Quel corpo di bambina in mostra per una griffe

Ha fatto ampiamente notizia il caso della 12enne di Treviso che si spogliava per fotografarsi e mandare mms ai compagni di classe. Quello che ha colpto di più è stato il fatto non solo della giovane età ma della futile motivazione di comprare abiti esclusivamente firmati perchè i genitori glielo proibivano. Si è' rotto un microcosmo e l'ordine naturale di un'infanzia 'normale'?

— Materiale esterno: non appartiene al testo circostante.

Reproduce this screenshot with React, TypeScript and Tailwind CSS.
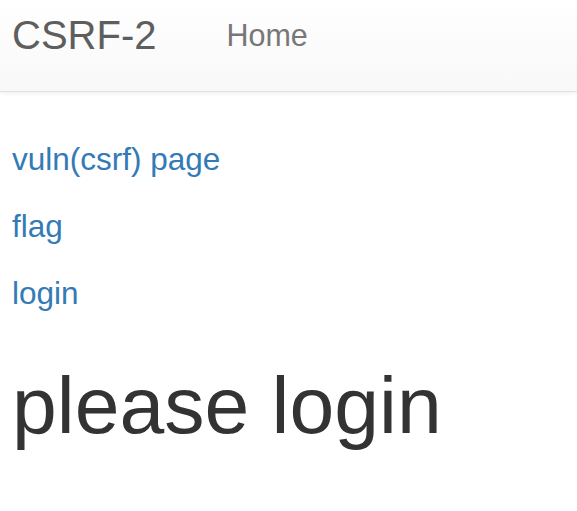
export default function App() {
  return (
    <div className="min-h-[511px] bg-white font-['Liberation_Sans',Arial,sans-serif]">
      {/* Navbar */}
      <nav className="h-[92px] border-b border-[#e2e2e2] bg-gradient-to-b from-white to-[#f8f8f8] shadow-[0_1px_5px_rgba(0,0,0,0.075)]">
        <div className="flex items-start px-3">
          <a className="pt-[15px] text-[40px] leading-[40px] text-[#5e5e5e]">CSRF-2</a>
          <a className="ml-[70px] pt-[20px] text-[30.5px] leading-[30px] text-[#777]">Home</a>
        </div>
      </nav>

      {/* Content */}
      <div className="px-3 pt-[34px]">
        <div className="flex flex-col items-start text-[31.5px] leading-[67px] text-[#337ab7]">
          <a>vuln(csrf) page</a>
          <a>flag</a>
          <a>login</a>
        </div>
        <h1 className="mt-[34px] text-[80.5px] leading-[88px] text-[#333]">please login</h1>
      </div>
    </div>
  );
}
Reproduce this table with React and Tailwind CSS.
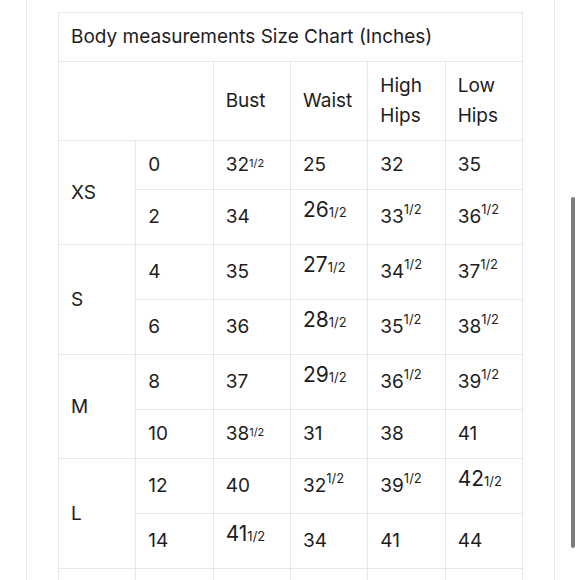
import React from 'react'

// '^' = raised half, '_' = large number with half at baseline
const sizes = [
    { size: 'XS', rows: [['0', '32^', '25', '32', '35'], ['2', '34', '26_', '33^', '36^']] },
    { size: 'S', rows: [['4', '35', '27_', '34^', '37^'], ['6', '36', '28_', '35^', '38^']] },
    { size: 'M', rows: [['8', '37', '29_', '36^', '39^'], ['10', '38^', '31', '38', '41']] },
    { size: 'L', rows: [['12', '40', '32^', '39^', '42_'], ['14', '41_', '34', '41', '44']] },
]

const cell = 'border border-[#e7e6e4] px-3 py-[9px] align-middle'

const Val = ({ v, tall }) => {
    if (v.endsWith('_')) {
        return (
            <div className="h-[36px] leading-[21px]">
                <span className="text-[21px]">{v.slice(0, -1)}</span>
                <span className="text-[13px]">1/2</span>
            </div>
        )
    }
    if (v.endsWith('^')) {
        return (
            <>
                {v.slice(0, -1)}
                <span className={tall ? 'relative -top-[9px] text-[13px] leading-none' : 'relative -top-[4px] text-[11px] leading-none'}>1/2</span>
            </>
        )
    }
    return v
}

export default function App() {
    return (
        <div className="h-[580px] w-[580px] overflow-hidden bg-white relative" style={{ fontFamily: 'Inter, "Noto Sans", sans-serif' }}>
            <div className="ml-[26px] w-[529px] h-full border-x border-[#ecebea] px-[31px] pt-3">
                <table className="w-[465px] table-fixed border-collapse text-[19px] leading-[30px] text-[#1d1d1d]">
                    <tbody>
                        <tr>
                            <td colSpan={6} className={cell}>Body measurements Size Chart (Inches)</td>
                        </tr>
                        <tr>
                            <td colSpan={2} className={cell}></td>
                            <td className={cell}>Bust</td>
                            <td className={cell}>Waist</td>
                            <td className={cell}>High Hips</td>
                            <td className={cell}>Low Hips</td>
                        </tr>
                        {sizes.map(group =>
                            group.rows.map((row, i) => {
                                const tall = row.some(v => v.endsWith('_'))
                                return (
                                    <tr key={group.size + i}>
                                        {i === 0 && <td rowSpan={2} className={cell}>{group.size}</td>}
                                        {row.map((v, j) => (
                                            <td key={j} className={cell}><Val v={v} tall={tall} /></td>
                                        ))}
                                    </tr>
                                )
                            })
                        )}
                        {/* next size row, scrolled out of view */}
                        <tr>
                            {[0, 1, 2, 3, 4, 5].map(j => (
                                <td key={j} className={`${cell} h-[49px]`}></td>
                            ))}
                        </tr>
                    </tbody>
                </table>
            </div>
            {/* scrollbar thumb */}
            <div className="absolute left-[571px] top-[197px] w-[4px] h-[351px] rounded-full bg-[#7d7d7d]" />
        </div>
    )
}
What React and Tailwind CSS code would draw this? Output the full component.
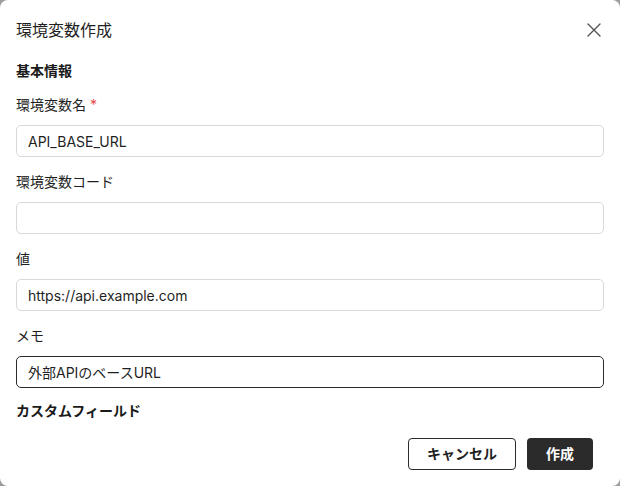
import React from 'react';
import { X } from 'lucide-react';

const font = { fontFamily: 'Inter, "Noto Sans CJK JP", sans-serif' };

const fields = [
    { label: '環境変数名', value: 'API_BASE_URL', required: true },
    { label: '環境変数コード', value: '' },
    { label: '値', value: 'https://api.example.com' },
    { label: 'メモ', value: '外部APIのベースURL', focused: true },
];

const Field = ({ label, value, required, focused }) => (
    <div className="flex flex-col gap-[10px]">
        <label className="text-sm leading-5 text-[#1f1f1f]">
            {label}
            {required && <span className="ml-1 text-[#e5484d]">*</span>}
        </label>
        <input
            readOnly
            value={value}
            className={`h-8 w-full rounded-[5px] border bg-white pl-[11px] pr-3 text-sm text-[#1f1f1f] outline-none ${focused ? 'border-[#2b2b2b]' : 'border-[#d9d9d9]'}`}
            style={font}
        />
    </div>
);

export default function App() {
    return (
        <div className="h-[486px] w-[620px] bg-[#9c9c9c]" style={font}>
            <div className="flex h-full w-full flex-col rounded-lg bg-white">
                {/* Header */}
                <div className="flex items-center justify-between pl-4 pr-[14px] pt-[18px]">
                    <h2 className="text-base leading-5 text-[#1f1f1f]">環境変数作成</h2>
                    <X size={24} strokeWidth={1.4} className="text-[#555]" />
                </div>

                {/* Body */}
                <div className="mt-[19px] flex flex-col px-4">
                    <h3 className="text-sm font-bold leading-5 text-[#1a1a1a]">基本情報</h3>
                    <div className="mt-[14px] flex flex-col gap-[15px]">
                        {fields.map((f) => (
                            <Field key={f.label} {...f} />
                        ))}
                    </div>
                    <h3 className="mt-[13px] text-sm font-bold leading-5 text-[#1a1a1a]">カスタムフィールド</h3>
                </div>

                {/* Footer */}
                <div className="mt-auto flex justify-end gap-[11px] pb-4 pr-[27px]">
                    <button className="h-8 rounded-[4px] border border-[#2b2b2b] bg-white px-[18px] text-sm font-bold text-[#1f1f1f]">
                        キャンセル
                    </button>
                    <button className="h-8 rounded-[4px] bg-[#2b2b2b] px-[19px] text-sm font-bold text-white">
                        作成
                    </button>
                </div>
            </div>
        </div>
    );
}
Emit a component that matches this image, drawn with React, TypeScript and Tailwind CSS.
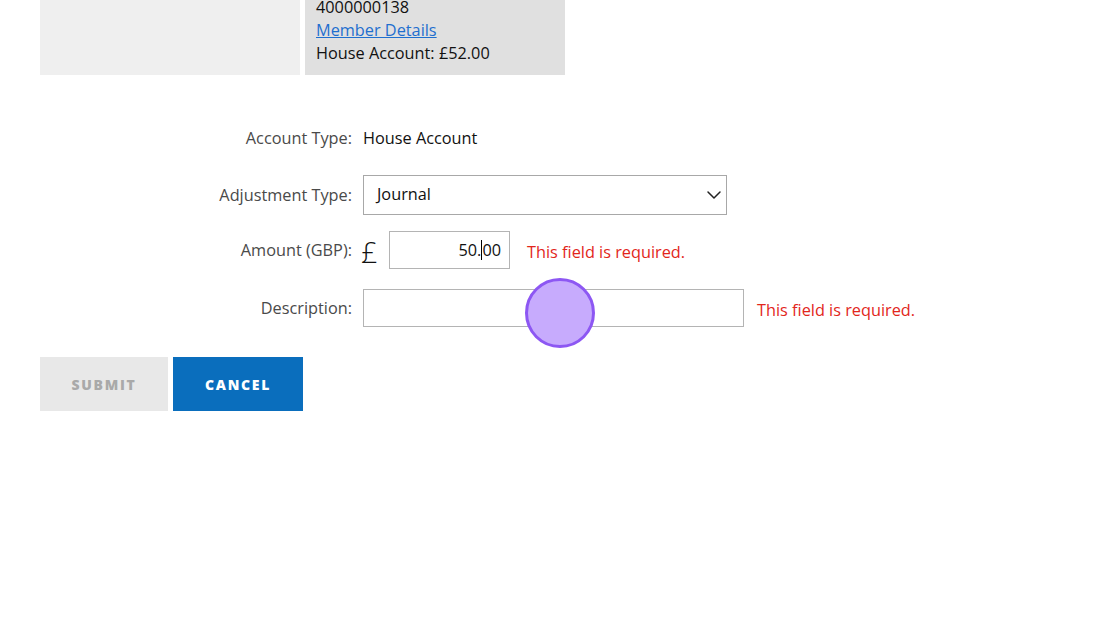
import { ChevronDown } from "lucide-react";

const font = { fontFamily: '"Open Sans", "Liberation Sans", sans-serif' };

function Row({ label, children, className }: { label: string; children: React.ReactNode; className?: string }) {
  return (
    <div className={"flex items-center " + (className ?? "")}>
      <div className="w-[312px] shrink-0 text-right text-[16.3px] text-[#4a4a4a]">{label}</div>
      <div className="flex items-center pl-[11px]">{children}</div>
    </div>
  );
}

export default function App() {
  return (
    <div className="relative w-[1120px] h-[625px] overflow-hidden bg-white" style={font}>
      {/* Member summary panels */}
      <div className="flex gap-[5px] pl-[40px]">
        <div className="w-[260px] h-[75px] bg-[#efefef]" />
        <div className="w-[260px] h-[75px] bg-[#e0e0e0] flex flex-col justify-end px-[11px] pb-[10px] overflow-hidden text-[16.3px] leading-[23px] text-[#111]">
          <div>4000000138</div>
          <a href="#" className="text-[#1f6fcf] underline">Member Details</a>
          <div>House Account: £52.00</div>
        </div>
      </div>

      {/* Adjustment form */}
      <div className="flex flex-col pl-[40px]">
        <Row label="Account Type:" className="mt-[43px] h-[40px]">
          <span className="text-[16.3px] text-[#111]">House Account</span>
        </Row>

        <Row label="Adjustment Type:" className="mt-[17px] h-[40px]">
          <div className="w-[364px] h-[40px] border border-[#a8a8a8] flex items-center justify-between pl-[13px] text-[16.3px] text-[#111]">
            <span className="-mt-[2px]">Journal</span>
            <ChevronDown size={24} strokeWidth={1.5} className="text-[#222]" />
          </div>
        </Row>

        <Row label="Amount (GBP):" className="mt-[16px] h-[38px]">
          <span className="text-[29px] font-light leading-none text-[#111] w-[16px] -ml-[2px] pt-[3px]">£</span>
          <div className="ml-[12px] w-[121px] h-[38px] border border-[#b4b4b4] flex items-center justify-end pr-[8px] text-[16.3px] text-[#111]">
            <span>50.</span>
            <span className="inline-block w-px h-[20px] bg-black" />
            <span>00</span>
          </div>
          <span className="ml-[17px] pt-[5px] text-[16.3px] text-[#e2261b]">This field is required.</span>
        </Row>

        <Row label="Description:" className="mt-[20px] h-[38px]">
          <div className="w-[381px] h-[38px] border border-[#b4b4b4]" />
          <span className="ml-[13px] pt-[5px] text-[16.3px] text-[#e2261b]">This field is required.</span>
        </Row>

        <div className="mt-[30px] flex gap-[5px]">
          <button className="w-[128px] h-[54px] bg-[#e8e8e8] text-[#a9a9a9] text-[14px] font-extrabold tracking-[0.12em]">SUBMIT</button>
          <button className="w-[130px] h-[54px] bg-[#0a6ebd] text-white text-[14px] font-extrabold tracking-[0.12em]">CANCEL</button>
        </div>
      </div>

      {/* Click indicator */}
      <div className="absolute left-[525px] top-[278px] w-[70px] h-[70px] rounded-full bg-[#c7abfd] border-[3px] border-[#8d57f3]" />
    </div>
  );
}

Quel corpo di bambina in mostra per una griffe

da Attualità

del 01 luglio 2008

Davanti al cellulare si spogliava, si metteva in posa e si fotografava.

Poi offriva in vendita quegli scatti, ad ogni acquirente un mms. Non è la storia di una valletta intraprendente e procace, ma di una ragazzina di dodici anni, che in una scuola media di Treviso usava i bagni dell’istituto come set, e quelle foto le proponeva per pochi euro ai compagni di banco: per comprarsi, ha spiegato, i jeans firmati.

È una piccola storia triste, che magari verrebbe da considerare con una rassegnata impotenza, dicendosi – come spesso facciamo – che si tratta di una vicenda isolata, e che per la maggioranza i nostri figli sono bravi ragazzi. Il che è vero, e tuttavia la vicenda della dodicenne in posa davanti al suo cellulare, attenta ad imitare con il suo corpo acerbo le pose delle dive sexy e poi a offrirle agli amici per pochi soldi, è in sé come un microcosmo distrutto, in cui l’ordine naturale delle cose è andato in frantumi.

 

Quell’ordine naturale, se ancora si può usare questa espressione, per cui a dodici anni una ragazza studia la geometria, ha i poster dei cantanti appesi in camera, si guarda ansiosa allo specchio e aspetta di diventare una donna; sognando magari, senza dirlo neanche alla più cara amica, di incontrare per caso sabato in piazza quel ragazzo biondo della III B. Invece la storia della ragazzina di Treviso racconta di una adolescenza deformata e annientata brutalmente, nel solco però di canoni ampiamente condivisi dai giovanissimi: il culto dell’aspetto, l’ansia dei vestiti ' giusti' sembrano il motore della metamorfosi solitaria, nel bagno di scuola, di una bambina in una stellina hard. Come se questa dodicenne avesse semplicemente preso integralmente e alla lettera gli imperativi morali con cui la sua generazione si confronta; e tirando, in un misto di ingenuità infantile e disarmante cinismo, le somme, si fosse detta: perché no? Più che quelle foto di bambina, che pure lasciano l’amarezza di qualcosa di sacro profanato, pesa una domanda: quanto è il non detto, il non compreso, quanta coscienza di sé, della dignità e del valore di sé, deve mancare per spogliarsi, a quell’età, e scattare e vendere? Come se ci si percepisse ­dietro quel viso infantile, quegli occhi, quel corpo esile - una cosa, o un nulla. Come se non ci fosse nulla da perdere, né nulla di bello e di buono al mondo da fare: solo del tempo da ingannare, e dei soldi da guadagnare. È questa, l’emergenza educativa che cerchiamo di non vedere, perché ci spaventa. C’è una poesia di Mario Luzi di pochi anni fa che parla del « testimone » che le generazioni si passano l’una con l’altra, dei patti « immemorabilmente stretti » che tramandano il senso del vivere, il valore dell’uomo e il suo scopo. « E ora che cosa non sanno, che cosa non ricordano? », è la domanda che si ripete e percorre dolorosamente la poesia. Luzi oggi è morto, ma forse se leggesse la piccola storia triste di Treviso altro non potrebbe che ripetere quella domanda. Un caso isolato, certo, e i nostri figli sono bravi ragazzi. Ma noi, che cosa ci siamo dimenticati di dargli?

Come se qualcosa di radicale di fosse incrinato.

La vicenda della dodicenne in posa davanti al suo cellulare, attenta ad imitare le pose delle dive sexy, è come un microcosmo distrutto.